Information supplied:
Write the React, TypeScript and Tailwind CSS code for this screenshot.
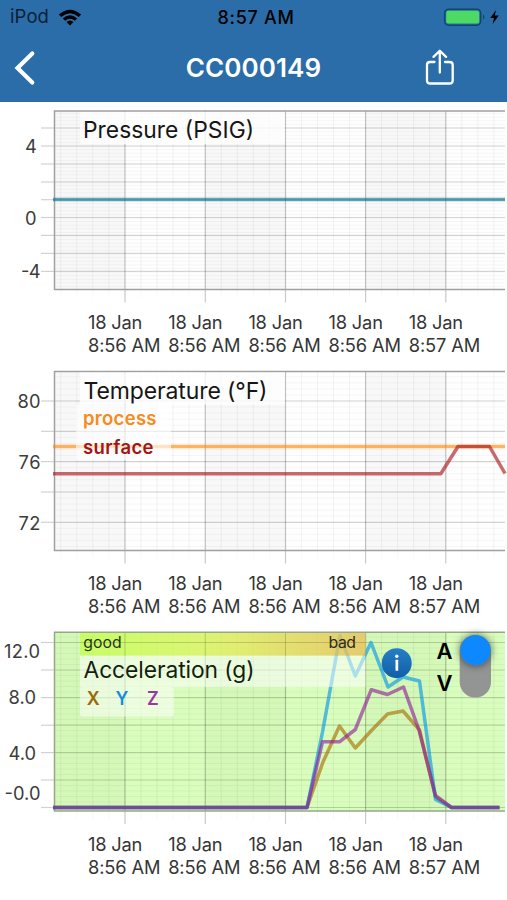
import type { ReactNode } from "react";

const FONT = "Inter, 'Liberation Sans', sans-serif";
const LEFT = 54.5;
const RIGHT = 505;
const MAJOR_X = [125, 205.3, 285.5, 365.6, 445.8];
const TIMES = ["8:56 AM", "8:56 AM", "8:56 AM", "8:56 AM", "8:57 AM"];

type Label = { text: string; right: number; baseline: number; width: number };

type ChartProps = {
  top: number;
  bottom: number;
  rows: number[];
  labels: Label[];
  green?: boolean;
  children: ReactNode;
};

function Txt(p: { x: number; y: number; w: number; size: number; fill: string; weight?: number; children: string }) {
  return (
    <text x={p.x} y={p.y} textLength={p.w} lengthAdjust="spacing" fontFamily={FONT} fontSize={p.size} fontWeight={p.weight ?? 400} fill={p.fill}>
      {p.children}
    </text>
  );
}

function Chart({ top, bottom, rows, labels, green, children }: ChartProps) {
  const step = (rows[1] - rows[0]) / 5;
  const minorY: number[] = [];
  for (let y = rows[0] - step * 5; y < bottom; y += step) if (y > top) minorY.push(y);
  const minorX: number[] = [];
  for (let x = MAJOR_X[0] - 64.2; x < RIGHT; x += 16.04) minorX.push(x);
  const edge = green ? "#93a989" : "#a0a0a0";
  return (
    <section className="flex h-[261px] flex-col">
      <svg className="block h-[206px] w-[507px] shrink-0" viewBox="0 0 507 206">
        <rect x={LEFT} y={top} width={RIGHT - LEFT} height={bottom - top} fill={green ? "#d9fdbd" : "#fefefe"} />
        {[[LEFT, 125], [205.3, 285.5], [365.6, 445.8]].map(([a, b]) => (
          <rect key={a} x={a} y={top} width={b - a} height={bottom - top} fill={green ? "#d4f8b8" : "#f8f8f8"} />
        ))}
        {minorY.map((y) => (
          <line key={y} x1={LEFT} x2={RIGHT} y1={y} y2={y} stroke="#000" strokeOpacity={0.035} />
        ))}
        {minorX.map((x) => (
          <g key={x}>
            <line x1={x} x2={x} y1={top} y2={bottom} stroke="#000" strokeOpacity={0.05} />
            <line x1={x} x2={x} y1={bottom} y2={bottom + 8} stroke="#000" strokeOpacity={0.03} />
          </g>
        ))}
        {rows.map((y) => (
          <g key={y}>
            <line x1={41} x2={LEFT} y1={y} y2={y} stroke="#d2d2d2" strokeWidth={1.2} />
            <line x1={LEFT} x2={RIGHT} y1={y} y2={y} stroke="#000" strokeOpacity={0.15} strokeWidth={1.2} />
          </g>
        ))}
        {MAJOR_X.map((x) => (
          <g key={x}>
            <line x1={x} x2={x} y1={top} y2={bottom} stroke="#000" strokeOpacity={0.2} strokeWidth={1.2} />
            <line x1={x} x2={x} y1={bottom} y2={bottom + 13} stroke="#cacaca" strokeWidth={1.2} />
          </g>
        ))}
        <path d={`M${RIGHT} ${top}H${LEFT}V${bottom}H${RIGHT}`} fill="none" stroke={edge} strokeWidth={1.5} />
        {labels.map((l) => (
          <Txt key={l.text} x={l.right - l.width} y={l.baseline} w={l.width} size={18.3} fill="#3c3c3c">
            {l.text}
          </Txt>
        ))}
        {children}
      </svg>
      <div className="mt-[3px] ml-[88px] flex text-[18.3px] leading-[23px] text-[#353535]">
        {TIMES.map((t, i) => (
          <div key={i} className="w-[80.2px] shrink-0 whitespace-nowrap">
            <div className="tracking-[-0.2px]">18 Jan</div>
            <div className="tracking-[-0.15px]">{t}</div>
          </div>
        ))}
      </div>
    </section>
  );
}

function Series({ points, color }: { points: string; color: string }) {
  return <polyline points={points} fill="none" stroke={color} strokeOpacity={0.62} strokeWidth={3.5} strokeLinejoin="round" />;
}

export default function App() {
  return (
    <div className="h-[900px] w-[507px] overflow-hidden bg-white font-[Inter,'Liberation_Sans',sans-serif]">
      <header className="h-[102px] bg-[#2a6da8]">
        <div className="grid h-[34px] grid-cols-3 items-center text-[18px] text-black">
          <div className="flex items-center gap-[9px] pl-[10px]">
            <span className="text-[18.5px] tracking-[0.1px] text-[#0c2135]">iPod</span>
            <svg className="h-[17px] w-[24px]" viewBox="0 0 24 17">
              <path d="M0.9 5.6Q12-4.2 23.1 5.6L20.8 7.9Q12 .7 3.2 7.9Z" />
              <path d="M4.8 9.4Q12 3.1 19.2 9.4L16.9 11.7Q12 7.7 7.1 11.7Z" />
              <path d="M8.5 13Q12 10 15.5 13L12 16.6Z" />
            </svg>
          </div>
          <span className="pl-[5px] text-center font-medium tracking-[0.7px]">8:57 AM</span>
          <div className="flex justify-end pr-[7px]">
            <svg className="h-[20px] w-[58px]" viewBox="442 7 58 20">
              <rect x="444.7" y="9.2" width="36" height="16" rx="4" fill="none" stroke="#12466f" strokeWidth="1.5" />
              <rect x="446.2" y="10.8" width="33" height="12.8" rx="2" fill="#4cd964" />
              <path d="M483 14.2Q485.8 17 483 19.8Z" fill="#12466f" />
              <path d="M496 10L490.3 18H494L492.6 24L498.8 15.6H494.8Z" />
            </svg>
          </div>
        </div>
        <div className="grid h-[67px] grid-cols-3 items-center">
          <svg className="ml-[12px] h-[40px] w-[26px]" viewBox="12 47.5 26 40">
            <path d="M32.3 53L17.5 67.5L32.3 82" fill="none" stroke="#fff" strokeWidth="4.2" strokeLinecap="round" />
          </svg>
          <h1 className="text-center text-[26px] font-semibold tracking-[0.1px] text-white">CC000149</h1>
          <svg className="ml-[84px] h-[40px] w-[36px]" viewBox="422 47.5 36 40">
            <g fill="none" stroke="#fff" strokeWidth="2.3" strokeLinecap="round" strokeLinejoin="round">
              <path d="M434.5 61.5H430Q427 61.5 427 64.5V80Q427 83 430 83H449.7Q452.7 83 452.7 80V64.5Q452.7 61.5 449.7 61.5H445" />
              <path d="M439.8 72V50.3M433.5 56.4L439.8 50.2L446.1 56.4" />
            </g>
          </svg>
        </div>
      </header>

      <Chart
        top={9}
        bottom={187.5}
        rows={[26, 44, 62, 80, 97.7, 115.5, 133.4, 151.4, 169.4]}
        labels={[
          { text: "4", right: 36.5, baseline: 50.6, width: 11.5 },
          { text: "0", right: 36.5, baseline: 122.6, width: 11.5 },
          { text: "-4", right: 40.5, baseline: 175.8, width: 19.5 },
        ]}
      >
        <rect x={80} y={10} width={205} height={32} fill="#fff" fillOpacity={0.75} />
        <Series points="53,97.5 505,97.5" color="#00708f" />
        <Txt x={83} y={35.5} w={171} size={22.8} fill="#161616">Pressure (PSIG)</Txt>
      </Chart>

      <Chart
        top={8.5}
        bottom={187.5}
        rows={[38, 68.3, 98.6, 129, 159.3]}
        labels={[
          { text: "80", right: 40.5, baseline: 45, width: 23 },
          { text: "76", right: 40.5, baseline: 106, width: 22 },
          { text: "72", right: 40.5, baseline: 166.6, width: 22 },
        ]}
      >
        <Series points="53,83.5 505,83.5" color="#ff8600" />
        <Series points="53,110.8 440.8,110.8 458,83.5 489.5,83.5 505,110.5" color="#a80e14" />
        <rect x={80} y={9.5} width={205} height={32} fill="#fff" fillOpacity={0.75} />
        <rect x={76} y={42} width={95} height={55} fill="#fff" fillOpacity={0.62} />
        <Txt x={83.5} y={35.5} w={184} size={23} fill="#161616">Temperature (°F)</Txt>
        <Txt x={83} y={62.3} w={73.5} size={18.5} weight={600} fill="#f98a1c">process</Txt>
        <Txt x={83} y={90.6} w={70.5} size={18.5} weight={600} fill="#a31515">surface</Txt>
      </Chart>

      <Chart
        green
        top={8.3}
        bottom={187}
        rows={[18.5, 46, 73.6, 101.2, 128.6, 156, 183.5]}
        labels={[
          { text: "12.0", right: 40, baseline: 33.5, width: 36 },
          { text: "8.0", right: 36, baseline: 80, width: 27.5 },
          { text: "4.0", right: 36, baseline: 135.5, width: 27.5 },
          { text: "-0.0", right: 40.5, baseline: 175.5, width: 36 },
        ]}
      >
        <defs>
          <linearGradient id="quality">
            <stop offset="0" stopColor="#c4ff50" />
            <stop offset="0.42" stopColor="#dcf35f" />
            <stop offset="0.55" stopColor="#e5ea5e" />
            <stop offset="1" stopColor="#e8bd58" />
          </linearGradient>
          <linearGradient id="infoFill" x2="0" y2="1">
            <stop offset="0" stopColor="#247fc5" />
            <stop offset="1" stopColor="#115fa8" />
          </linearGradient>
          <filter id="knobShadow" x="-50%" y="-50%" width="200%" height="200%">
            <feDropShadow dx="0" dy="0" stdDeviation="4" floodColor="#000" floodOpacity="0.65" />
          </filter>
        </defs>
        <Series points="53,183.5 307,183.5 323,138 339.5,102 355.3,124 371,107 387.5,90 403,87 419.5,106 435.5,173 451.5,183.5 499.5,183.5" color="#a76b00" />
        <Series points="53,183.5 307,183.5 322.5,108 340,11.5 355.3,52 371,18.5 388,63 403,53 419.5,57 435.5,175.5 451.5,183.5 499.5,183.5" color="#0095e5" />
        <Series points="53,183.5 307,183.5 322.5,117.8 339.5,117.8 355.3,105.5 371.3,65.7 387.5,70.5 403.5,63 419,106 435.5,171.5 451.5,183.5 499.5,183.5" color="#8f1d98" />
        <rect x={80} y={9} width={285.5} height={22.7} fill="url(#quality)" fillOpacity={0.78} />
        <rect x={80} y={31.7} width={285.5} height={31.3} fill="#fff" fillOpacity={0.52} />
        <rect x={80} y={63} width={94} height={29.5} rx={2} fill="#fff" fillOpacity={0.5} />
        <path d="M125 9V32M205.3 9V32M285.5 9V32M80 18.5H365" stroke="#000" strokeOpacity={0.12} />
        <Txt x={83.3} y={24} w={38.5} size={15.8} fill="#26351c">good</Txt>
        <Txt x={328.5} y={24} w={27.5} size={15.8} fill="#302b18">bad</Txt>
        <Txt x={83.5} y={54} w={171} size={22.8} fill="#141e10">Acceleration (g)</Txt>
        <Txt x={86.7} y={81} w={12} size={18} weight={600} fill="#986b08">X</Txt>
        <Txt x={115.5} y={81} w={12} size={18} weight={600} fill="#148cdd">Y</Txt>
        <Txt x={147} y={81} w={11.5} size={18} weight={600} fill="#9a37a2">Z</Txt>
        <circle cx={396.7} cy={39.2} r={15} fill="url(#infoFill)" />
        <circle cx={396.8} cy={32.2} r={1.7} fill="#fff" />
        <rect x={395.5} y={35.8} width={2.7} height={11} rx={0.5} fill="#fff" />
        <Txt x={436.5} y={35} w={15.5} size={22} weight={600} fill="#000">A</Txt>
        <Txt x={436.5} y={66.7} w={15.5} size={22} weight={600} fill="#000">V</Txt>
        <rect x={459.7} y={11} width={31.3} height={62.5} rx={15.6} fill="#939595" />
        <circle cx={475.5} cy={26.2} r={15} fill="#0a88ff" filter="url(#knobShadow)" />
      </Chart>
    </div>
  );
}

Short exercise: The lines from the top of the data above through the one holding "string; right: number;" are to be repeated exactly, and only those, with no pictures.

Answer for the task:
Write the React, TypeScript and Tailwind CSS code for this screenshot.
import type { ReactNode } from "react";

const FONT = "Inter, 'Liberation Sans', sans-serif";
const LEFT = 54.5;
const RIGHT = 505;
const MAJOR_X = [125, 205.3, 285.5, 365.6, 445.8];
const TIMES = ["8:56 AM", "8:56 AM", "8:56 AM", "8:56 AM", "8:57 AM"];

type Label = { text: string; right: number; baseline: number; width: number };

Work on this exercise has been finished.